• [Directive] Every line that holds "screenshot" should be shown.

• [The input]

* Begin *

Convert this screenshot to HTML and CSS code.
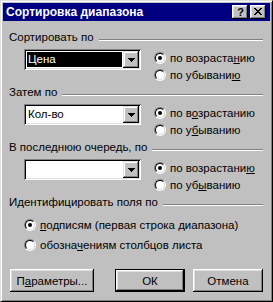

* End *
* Begin *

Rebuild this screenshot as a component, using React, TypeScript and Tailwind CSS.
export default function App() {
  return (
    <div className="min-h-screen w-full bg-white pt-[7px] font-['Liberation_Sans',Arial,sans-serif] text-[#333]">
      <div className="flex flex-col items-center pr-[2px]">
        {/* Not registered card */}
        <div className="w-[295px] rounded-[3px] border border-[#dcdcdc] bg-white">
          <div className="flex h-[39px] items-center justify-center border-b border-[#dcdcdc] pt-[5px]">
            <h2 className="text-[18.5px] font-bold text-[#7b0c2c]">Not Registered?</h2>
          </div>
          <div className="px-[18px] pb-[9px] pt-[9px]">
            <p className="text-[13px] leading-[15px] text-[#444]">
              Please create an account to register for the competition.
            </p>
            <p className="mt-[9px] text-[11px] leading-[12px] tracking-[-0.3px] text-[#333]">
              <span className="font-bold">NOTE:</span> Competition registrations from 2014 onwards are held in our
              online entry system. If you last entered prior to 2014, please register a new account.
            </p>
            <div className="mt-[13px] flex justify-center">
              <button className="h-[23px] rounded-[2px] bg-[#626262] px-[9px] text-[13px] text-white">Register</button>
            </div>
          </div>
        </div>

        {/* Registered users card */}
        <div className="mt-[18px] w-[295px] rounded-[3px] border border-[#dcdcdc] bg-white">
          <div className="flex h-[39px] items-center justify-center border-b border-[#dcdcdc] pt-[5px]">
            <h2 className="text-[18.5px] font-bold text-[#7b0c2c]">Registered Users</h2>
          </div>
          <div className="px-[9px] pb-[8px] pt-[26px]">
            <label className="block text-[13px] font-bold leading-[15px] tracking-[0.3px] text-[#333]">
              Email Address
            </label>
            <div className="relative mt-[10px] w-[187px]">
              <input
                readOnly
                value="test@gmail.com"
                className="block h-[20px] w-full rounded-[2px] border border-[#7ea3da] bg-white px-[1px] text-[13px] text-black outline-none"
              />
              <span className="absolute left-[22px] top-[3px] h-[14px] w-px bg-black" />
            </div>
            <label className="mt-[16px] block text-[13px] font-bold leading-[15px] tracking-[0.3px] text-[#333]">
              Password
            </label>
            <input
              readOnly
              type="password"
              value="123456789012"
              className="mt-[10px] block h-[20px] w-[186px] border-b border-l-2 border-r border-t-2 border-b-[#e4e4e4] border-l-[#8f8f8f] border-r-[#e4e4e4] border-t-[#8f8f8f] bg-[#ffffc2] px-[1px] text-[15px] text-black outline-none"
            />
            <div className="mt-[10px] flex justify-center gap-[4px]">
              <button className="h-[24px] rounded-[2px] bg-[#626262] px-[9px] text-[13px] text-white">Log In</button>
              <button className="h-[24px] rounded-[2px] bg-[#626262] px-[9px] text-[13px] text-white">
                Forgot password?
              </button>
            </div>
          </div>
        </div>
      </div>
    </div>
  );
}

* End *

• [Reply]
Convert this screenshot to HTML and CSS code.
Rebuild this screenshot as a component, using React, TypeScript and Tailwind CSS.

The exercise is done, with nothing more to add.